2. Another significant issue addressed in the judgment was the Tribunal's lack of findings regarding the liability of the goods for confiscation and duty evasion. The Tribunal's order, while disposing of an appeal by the Revenue against the Commissioner's decision, did not provide any conclusive determinations on whether the goods in question were liable for confiscation. Despite the Revenue's plea that the goods should be considered liable for confiscation, the Tribunal did not offer clear findings on this matter. This lack of determination on the liability of the goods raised concerns about the basis for imposing penalties under Section 112 of the Customs Act.
3. The judgment also critiqued the Tribunal's decision to remand the matter to the Commissioner for calculating the duty payable on the goods and communicating it to the importer while simultaneously imposing penalties. The Tribunal's role in a remand order should have been limited to addressing duty calculations, and not deciding on penalty quantum. By remanding the duty calculation aspect and imposing penalties simultaneously, the Tribunal's approach was deemed inappropriate and contrary to the procedural requirements in such cases.

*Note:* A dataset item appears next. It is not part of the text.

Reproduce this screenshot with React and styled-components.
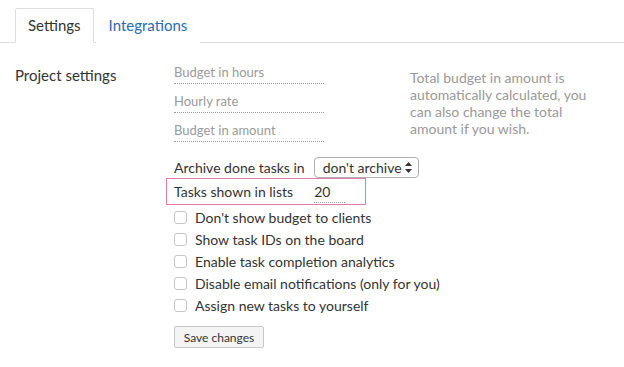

In conclusion, the judgment highlighted the errors in the Tribunal's order regarding the imposition of penalties without establishing liability for confiscation or quantifying duty evasion. The lack of definitive findings on the goods' liability and the inappropriate decision on penalty quantum during a remand order were key factors leading to the acceptance of the ROM applications. The judgment emphasized the necessity for clear determinations on liability and duty evasion before imposing penalties under the Customs Act.